PROBLEM DESCRIPTION —
Pick every line from the data that holds the word "components".
>> START
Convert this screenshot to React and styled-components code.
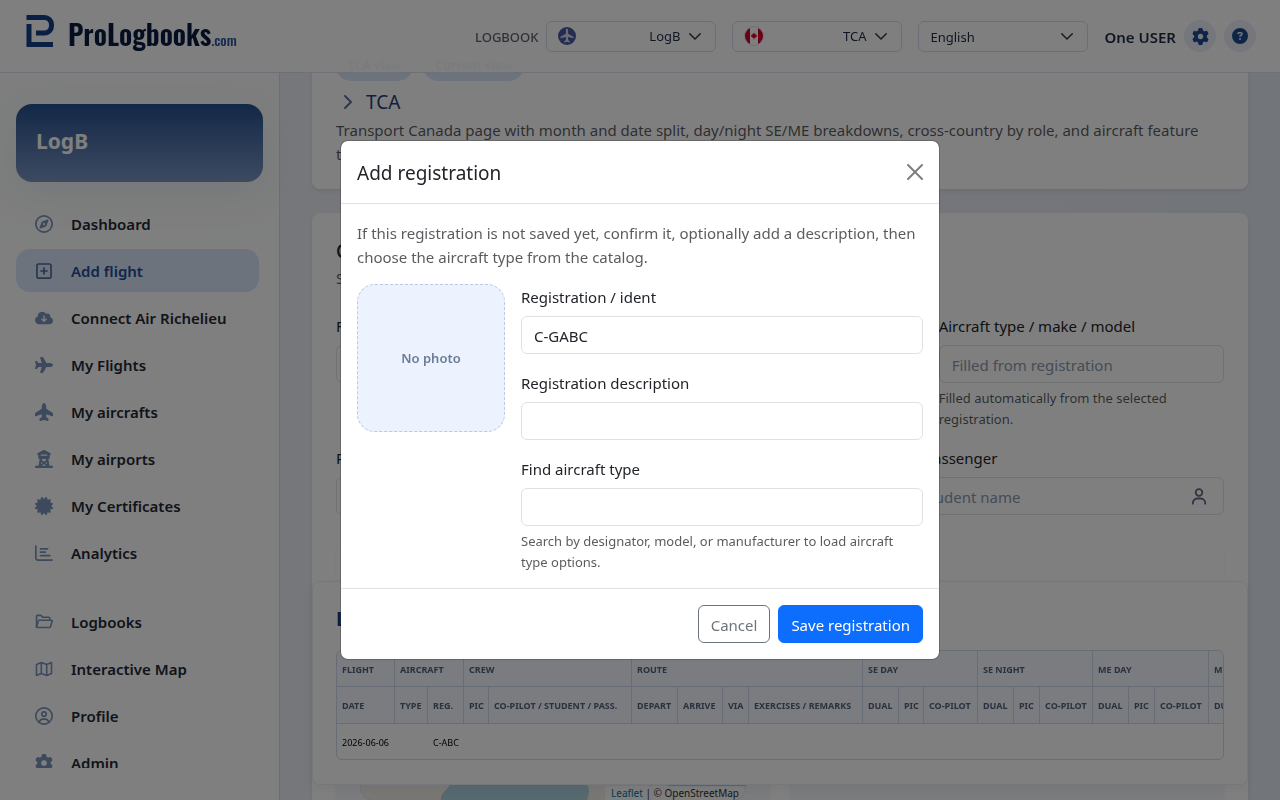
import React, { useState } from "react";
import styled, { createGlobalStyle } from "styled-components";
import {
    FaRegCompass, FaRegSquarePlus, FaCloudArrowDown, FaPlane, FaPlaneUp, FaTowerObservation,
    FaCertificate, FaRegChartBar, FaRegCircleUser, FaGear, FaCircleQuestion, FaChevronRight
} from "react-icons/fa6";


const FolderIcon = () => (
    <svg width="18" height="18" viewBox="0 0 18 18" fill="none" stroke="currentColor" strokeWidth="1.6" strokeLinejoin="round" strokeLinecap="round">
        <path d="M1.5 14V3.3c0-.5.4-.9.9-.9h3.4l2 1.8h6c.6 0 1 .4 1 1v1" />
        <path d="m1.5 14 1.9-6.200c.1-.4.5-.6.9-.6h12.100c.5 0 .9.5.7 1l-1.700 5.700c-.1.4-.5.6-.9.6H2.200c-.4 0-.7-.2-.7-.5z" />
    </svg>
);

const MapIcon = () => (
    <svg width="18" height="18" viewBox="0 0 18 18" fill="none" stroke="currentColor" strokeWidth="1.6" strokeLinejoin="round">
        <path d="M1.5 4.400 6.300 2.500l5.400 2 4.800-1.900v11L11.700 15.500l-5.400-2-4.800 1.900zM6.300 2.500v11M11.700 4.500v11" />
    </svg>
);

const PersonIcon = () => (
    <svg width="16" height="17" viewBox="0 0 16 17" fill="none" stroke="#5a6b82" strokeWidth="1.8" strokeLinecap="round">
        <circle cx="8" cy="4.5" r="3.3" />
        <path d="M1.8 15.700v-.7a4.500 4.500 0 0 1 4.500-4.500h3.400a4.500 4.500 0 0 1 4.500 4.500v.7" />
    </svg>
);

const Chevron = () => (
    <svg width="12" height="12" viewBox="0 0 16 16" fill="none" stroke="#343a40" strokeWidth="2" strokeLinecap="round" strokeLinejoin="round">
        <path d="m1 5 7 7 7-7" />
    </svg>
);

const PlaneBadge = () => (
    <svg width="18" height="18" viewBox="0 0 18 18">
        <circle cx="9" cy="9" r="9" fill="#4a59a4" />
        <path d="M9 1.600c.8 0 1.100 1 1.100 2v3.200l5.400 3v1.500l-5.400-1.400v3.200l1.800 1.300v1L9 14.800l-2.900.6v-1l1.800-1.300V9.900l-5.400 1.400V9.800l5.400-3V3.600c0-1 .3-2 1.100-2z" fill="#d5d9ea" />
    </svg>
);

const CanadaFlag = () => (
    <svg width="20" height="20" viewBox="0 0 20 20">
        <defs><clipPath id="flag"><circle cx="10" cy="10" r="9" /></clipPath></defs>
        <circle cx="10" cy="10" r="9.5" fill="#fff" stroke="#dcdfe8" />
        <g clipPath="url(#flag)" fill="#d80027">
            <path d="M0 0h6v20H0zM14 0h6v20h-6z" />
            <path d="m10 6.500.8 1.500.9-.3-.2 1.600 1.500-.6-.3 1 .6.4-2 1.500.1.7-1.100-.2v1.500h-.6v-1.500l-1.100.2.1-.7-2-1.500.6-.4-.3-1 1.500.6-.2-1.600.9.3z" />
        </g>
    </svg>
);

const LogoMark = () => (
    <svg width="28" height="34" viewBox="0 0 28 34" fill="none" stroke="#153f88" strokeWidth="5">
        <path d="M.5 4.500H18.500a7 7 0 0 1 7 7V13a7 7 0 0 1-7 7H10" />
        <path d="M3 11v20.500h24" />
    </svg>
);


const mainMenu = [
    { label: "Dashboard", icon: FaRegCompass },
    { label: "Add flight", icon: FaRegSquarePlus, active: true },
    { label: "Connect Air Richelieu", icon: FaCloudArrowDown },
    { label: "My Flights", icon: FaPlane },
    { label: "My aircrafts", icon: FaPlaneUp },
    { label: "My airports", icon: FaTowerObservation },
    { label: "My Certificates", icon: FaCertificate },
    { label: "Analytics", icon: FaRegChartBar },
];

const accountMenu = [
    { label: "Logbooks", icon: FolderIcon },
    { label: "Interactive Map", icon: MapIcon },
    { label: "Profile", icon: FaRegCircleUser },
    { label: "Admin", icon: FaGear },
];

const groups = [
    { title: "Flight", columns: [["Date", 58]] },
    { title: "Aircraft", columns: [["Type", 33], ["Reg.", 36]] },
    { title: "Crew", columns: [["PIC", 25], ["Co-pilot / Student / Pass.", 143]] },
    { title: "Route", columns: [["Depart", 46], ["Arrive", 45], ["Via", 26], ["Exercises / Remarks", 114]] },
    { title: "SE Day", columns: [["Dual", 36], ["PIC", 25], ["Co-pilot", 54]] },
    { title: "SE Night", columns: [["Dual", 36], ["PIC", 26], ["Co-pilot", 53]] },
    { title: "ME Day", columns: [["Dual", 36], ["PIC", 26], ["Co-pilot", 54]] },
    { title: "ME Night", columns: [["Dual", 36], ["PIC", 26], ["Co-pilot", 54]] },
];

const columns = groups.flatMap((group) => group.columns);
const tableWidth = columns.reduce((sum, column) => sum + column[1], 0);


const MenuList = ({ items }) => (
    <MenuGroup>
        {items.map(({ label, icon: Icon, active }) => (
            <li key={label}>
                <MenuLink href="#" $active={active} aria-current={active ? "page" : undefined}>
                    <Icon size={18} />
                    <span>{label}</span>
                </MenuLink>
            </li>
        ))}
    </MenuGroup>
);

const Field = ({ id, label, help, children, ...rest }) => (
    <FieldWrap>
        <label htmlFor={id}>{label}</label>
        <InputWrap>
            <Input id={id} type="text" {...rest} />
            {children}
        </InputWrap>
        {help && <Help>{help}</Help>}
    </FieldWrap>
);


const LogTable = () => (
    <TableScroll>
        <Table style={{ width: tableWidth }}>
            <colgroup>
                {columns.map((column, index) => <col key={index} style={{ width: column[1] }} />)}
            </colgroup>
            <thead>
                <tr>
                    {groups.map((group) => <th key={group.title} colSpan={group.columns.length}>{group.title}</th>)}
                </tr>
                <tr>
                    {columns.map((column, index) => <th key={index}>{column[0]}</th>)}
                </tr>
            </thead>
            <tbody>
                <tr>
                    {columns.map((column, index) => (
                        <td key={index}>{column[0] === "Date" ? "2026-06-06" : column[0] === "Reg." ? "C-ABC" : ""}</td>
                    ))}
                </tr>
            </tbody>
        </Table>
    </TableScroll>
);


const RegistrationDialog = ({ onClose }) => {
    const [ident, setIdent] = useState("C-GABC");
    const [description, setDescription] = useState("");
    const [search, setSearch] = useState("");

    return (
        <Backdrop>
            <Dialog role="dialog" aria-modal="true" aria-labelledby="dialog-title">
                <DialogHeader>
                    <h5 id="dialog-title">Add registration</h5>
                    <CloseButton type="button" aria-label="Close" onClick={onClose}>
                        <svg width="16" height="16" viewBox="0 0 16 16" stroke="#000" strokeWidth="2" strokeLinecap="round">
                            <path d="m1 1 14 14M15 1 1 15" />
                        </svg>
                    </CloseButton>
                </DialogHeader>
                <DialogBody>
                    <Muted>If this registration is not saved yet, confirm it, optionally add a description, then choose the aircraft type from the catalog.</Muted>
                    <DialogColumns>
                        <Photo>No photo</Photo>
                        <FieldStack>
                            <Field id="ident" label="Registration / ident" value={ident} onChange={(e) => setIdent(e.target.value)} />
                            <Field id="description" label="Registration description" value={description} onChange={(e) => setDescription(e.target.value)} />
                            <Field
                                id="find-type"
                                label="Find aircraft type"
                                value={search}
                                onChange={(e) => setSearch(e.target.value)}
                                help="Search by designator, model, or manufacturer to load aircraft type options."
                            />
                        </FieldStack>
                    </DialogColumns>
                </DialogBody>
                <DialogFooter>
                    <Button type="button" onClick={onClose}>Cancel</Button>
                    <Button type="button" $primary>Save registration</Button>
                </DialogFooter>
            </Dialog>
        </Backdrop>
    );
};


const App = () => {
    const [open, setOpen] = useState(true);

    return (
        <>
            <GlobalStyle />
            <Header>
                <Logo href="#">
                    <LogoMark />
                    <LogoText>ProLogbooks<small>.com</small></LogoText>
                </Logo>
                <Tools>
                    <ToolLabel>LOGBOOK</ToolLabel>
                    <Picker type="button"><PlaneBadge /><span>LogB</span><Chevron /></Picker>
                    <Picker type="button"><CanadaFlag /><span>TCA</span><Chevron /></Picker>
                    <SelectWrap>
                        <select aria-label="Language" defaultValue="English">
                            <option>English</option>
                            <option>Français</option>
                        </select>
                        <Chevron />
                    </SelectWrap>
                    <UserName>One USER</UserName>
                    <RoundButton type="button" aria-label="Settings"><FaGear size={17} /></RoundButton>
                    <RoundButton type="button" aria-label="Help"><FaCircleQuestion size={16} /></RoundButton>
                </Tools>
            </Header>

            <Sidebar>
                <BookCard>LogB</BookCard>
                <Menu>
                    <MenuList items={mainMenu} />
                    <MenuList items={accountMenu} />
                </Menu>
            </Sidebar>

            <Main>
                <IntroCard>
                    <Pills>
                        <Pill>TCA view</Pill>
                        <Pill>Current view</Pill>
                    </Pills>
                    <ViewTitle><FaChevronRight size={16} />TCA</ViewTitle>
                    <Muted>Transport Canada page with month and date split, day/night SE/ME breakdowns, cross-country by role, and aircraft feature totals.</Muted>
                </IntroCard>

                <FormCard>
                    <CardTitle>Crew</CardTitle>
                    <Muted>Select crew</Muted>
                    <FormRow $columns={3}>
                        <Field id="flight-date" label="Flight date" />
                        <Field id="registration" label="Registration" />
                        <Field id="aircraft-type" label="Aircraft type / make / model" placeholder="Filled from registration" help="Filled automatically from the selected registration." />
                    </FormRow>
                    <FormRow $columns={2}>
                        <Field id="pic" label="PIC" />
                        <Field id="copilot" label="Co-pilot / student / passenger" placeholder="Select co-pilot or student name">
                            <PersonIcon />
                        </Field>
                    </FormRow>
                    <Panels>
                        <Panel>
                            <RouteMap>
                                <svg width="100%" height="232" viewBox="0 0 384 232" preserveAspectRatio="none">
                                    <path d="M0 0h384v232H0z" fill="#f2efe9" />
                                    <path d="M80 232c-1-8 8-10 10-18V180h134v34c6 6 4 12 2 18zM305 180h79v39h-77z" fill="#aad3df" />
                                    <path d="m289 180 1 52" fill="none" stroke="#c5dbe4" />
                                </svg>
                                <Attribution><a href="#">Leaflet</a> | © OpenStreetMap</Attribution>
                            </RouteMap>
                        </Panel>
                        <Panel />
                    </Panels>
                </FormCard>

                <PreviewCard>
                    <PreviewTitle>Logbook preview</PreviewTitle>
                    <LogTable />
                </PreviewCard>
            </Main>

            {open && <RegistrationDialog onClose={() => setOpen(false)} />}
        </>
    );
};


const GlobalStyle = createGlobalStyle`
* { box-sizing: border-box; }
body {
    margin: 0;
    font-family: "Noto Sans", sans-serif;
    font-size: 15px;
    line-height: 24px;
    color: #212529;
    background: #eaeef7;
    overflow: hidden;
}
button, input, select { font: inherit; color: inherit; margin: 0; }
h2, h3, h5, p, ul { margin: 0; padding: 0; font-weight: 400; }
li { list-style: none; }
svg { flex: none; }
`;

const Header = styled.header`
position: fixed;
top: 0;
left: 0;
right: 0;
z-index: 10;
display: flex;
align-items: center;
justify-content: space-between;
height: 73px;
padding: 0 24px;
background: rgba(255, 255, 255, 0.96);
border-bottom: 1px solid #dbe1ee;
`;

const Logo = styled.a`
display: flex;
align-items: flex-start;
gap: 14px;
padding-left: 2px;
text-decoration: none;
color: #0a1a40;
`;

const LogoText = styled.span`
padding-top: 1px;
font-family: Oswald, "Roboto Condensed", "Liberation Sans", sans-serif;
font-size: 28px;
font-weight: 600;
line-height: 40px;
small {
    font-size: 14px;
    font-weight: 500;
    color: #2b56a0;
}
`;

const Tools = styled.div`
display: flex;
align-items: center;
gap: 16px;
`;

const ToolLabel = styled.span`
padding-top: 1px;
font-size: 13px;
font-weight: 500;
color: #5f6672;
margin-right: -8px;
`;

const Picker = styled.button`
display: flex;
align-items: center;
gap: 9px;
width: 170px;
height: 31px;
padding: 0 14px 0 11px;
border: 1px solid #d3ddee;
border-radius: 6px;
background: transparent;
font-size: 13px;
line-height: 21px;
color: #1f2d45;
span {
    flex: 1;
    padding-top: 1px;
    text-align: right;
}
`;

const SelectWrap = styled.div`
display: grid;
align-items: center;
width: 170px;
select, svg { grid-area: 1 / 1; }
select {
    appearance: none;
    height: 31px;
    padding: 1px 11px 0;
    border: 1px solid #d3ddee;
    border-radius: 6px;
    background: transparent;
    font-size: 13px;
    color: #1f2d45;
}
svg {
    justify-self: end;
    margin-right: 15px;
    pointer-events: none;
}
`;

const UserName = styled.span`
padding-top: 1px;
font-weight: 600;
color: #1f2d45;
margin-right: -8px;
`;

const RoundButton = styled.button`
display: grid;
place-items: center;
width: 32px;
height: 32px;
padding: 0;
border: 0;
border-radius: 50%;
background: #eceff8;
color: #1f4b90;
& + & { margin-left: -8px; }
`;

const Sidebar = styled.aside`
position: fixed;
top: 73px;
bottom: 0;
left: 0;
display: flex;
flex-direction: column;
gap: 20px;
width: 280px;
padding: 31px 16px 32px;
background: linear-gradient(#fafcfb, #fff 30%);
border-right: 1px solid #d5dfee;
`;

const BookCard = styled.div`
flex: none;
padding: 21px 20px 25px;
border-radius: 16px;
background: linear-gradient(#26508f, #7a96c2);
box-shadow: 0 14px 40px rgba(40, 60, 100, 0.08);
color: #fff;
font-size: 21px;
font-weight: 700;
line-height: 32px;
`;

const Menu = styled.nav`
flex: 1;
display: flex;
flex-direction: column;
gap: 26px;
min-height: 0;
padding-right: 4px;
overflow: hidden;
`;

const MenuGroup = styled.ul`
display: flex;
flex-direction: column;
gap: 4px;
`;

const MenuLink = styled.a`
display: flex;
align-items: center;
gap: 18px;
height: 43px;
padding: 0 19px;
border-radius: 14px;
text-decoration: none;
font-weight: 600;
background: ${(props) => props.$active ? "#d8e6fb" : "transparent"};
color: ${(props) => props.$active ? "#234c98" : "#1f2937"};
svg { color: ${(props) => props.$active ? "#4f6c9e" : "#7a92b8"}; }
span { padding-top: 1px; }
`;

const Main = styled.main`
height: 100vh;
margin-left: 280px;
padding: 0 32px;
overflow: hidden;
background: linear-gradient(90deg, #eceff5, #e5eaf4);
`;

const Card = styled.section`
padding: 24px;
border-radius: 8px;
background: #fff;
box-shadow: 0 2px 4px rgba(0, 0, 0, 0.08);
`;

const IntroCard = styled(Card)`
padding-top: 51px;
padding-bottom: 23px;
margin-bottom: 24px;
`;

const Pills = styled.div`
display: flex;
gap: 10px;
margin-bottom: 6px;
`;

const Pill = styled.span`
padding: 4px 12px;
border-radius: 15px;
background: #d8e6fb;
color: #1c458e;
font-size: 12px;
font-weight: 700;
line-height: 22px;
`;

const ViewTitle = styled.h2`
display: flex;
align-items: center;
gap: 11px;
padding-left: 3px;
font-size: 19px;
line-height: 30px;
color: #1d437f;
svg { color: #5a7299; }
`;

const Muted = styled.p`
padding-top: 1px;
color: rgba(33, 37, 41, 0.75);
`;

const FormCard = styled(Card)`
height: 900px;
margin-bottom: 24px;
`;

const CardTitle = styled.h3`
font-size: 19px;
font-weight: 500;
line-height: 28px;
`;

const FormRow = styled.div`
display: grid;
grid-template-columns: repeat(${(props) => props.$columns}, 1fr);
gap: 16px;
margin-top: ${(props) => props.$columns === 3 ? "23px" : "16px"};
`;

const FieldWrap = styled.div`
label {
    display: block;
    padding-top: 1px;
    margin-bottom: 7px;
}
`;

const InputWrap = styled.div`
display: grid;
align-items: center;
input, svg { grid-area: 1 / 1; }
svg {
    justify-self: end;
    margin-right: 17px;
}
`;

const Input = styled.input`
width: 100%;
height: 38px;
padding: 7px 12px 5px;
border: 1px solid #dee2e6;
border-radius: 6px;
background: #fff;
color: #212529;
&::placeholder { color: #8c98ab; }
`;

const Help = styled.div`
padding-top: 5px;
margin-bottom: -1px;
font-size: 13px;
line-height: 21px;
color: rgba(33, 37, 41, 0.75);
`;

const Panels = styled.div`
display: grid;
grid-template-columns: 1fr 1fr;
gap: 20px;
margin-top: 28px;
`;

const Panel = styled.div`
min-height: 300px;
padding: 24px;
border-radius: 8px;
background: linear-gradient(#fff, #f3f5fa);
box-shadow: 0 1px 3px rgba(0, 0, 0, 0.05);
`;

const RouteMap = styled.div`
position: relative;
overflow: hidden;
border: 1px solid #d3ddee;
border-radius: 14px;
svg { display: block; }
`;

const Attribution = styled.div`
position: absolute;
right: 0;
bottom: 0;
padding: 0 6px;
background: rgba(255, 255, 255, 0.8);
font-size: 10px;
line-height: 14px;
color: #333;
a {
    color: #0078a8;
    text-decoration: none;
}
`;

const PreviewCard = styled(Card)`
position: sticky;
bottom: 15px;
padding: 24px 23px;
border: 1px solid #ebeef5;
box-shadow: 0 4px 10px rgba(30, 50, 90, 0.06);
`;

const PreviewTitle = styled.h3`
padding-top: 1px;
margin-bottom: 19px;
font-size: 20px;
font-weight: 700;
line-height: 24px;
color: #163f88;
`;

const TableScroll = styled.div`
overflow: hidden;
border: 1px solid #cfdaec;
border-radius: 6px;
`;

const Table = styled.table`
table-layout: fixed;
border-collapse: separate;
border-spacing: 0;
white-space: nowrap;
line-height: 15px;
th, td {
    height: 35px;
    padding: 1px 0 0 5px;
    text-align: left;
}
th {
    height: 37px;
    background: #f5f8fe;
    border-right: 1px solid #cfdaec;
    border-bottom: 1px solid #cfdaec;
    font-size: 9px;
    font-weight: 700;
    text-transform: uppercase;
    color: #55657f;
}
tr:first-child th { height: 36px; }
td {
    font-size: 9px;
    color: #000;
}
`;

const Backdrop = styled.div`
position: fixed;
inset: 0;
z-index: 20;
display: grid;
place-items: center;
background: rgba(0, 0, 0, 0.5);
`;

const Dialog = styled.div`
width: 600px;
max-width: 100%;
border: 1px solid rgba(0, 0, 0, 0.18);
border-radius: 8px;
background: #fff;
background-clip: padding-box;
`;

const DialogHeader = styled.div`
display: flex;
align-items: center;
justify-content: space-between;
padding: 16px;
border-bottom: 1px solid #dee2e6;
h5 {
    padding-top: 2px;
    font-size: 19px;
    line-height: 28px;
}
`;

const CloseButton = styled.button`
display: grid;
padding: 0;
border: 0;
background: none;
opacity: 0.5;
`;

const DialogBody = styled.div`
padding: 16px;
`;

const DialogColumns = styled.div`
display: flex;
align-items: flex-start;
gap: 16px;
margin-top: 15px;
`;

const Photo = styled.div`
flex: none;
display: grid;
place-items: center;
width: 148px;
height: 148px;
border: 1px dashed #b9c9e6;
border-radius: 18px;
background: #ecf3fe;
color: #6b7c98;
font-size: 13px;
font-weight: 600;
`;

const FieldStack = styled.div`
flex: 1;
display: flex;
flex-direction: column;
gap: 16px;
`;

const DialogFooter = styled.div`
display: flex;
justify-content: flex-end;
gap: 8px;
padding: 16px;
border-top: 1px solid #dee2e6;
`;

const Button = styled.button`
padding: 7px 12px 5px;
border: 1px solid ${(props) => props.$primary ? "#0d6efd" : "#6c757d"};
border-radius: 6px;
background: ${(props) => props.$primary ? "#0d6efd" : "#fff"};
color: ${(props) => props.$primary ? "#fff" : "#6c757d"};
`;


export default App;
>> END
RESPONSE TO THIS TASK —
Convert this screenshot to React and styled-components code.
import styled, { createGlobalStyle } from "styled-components";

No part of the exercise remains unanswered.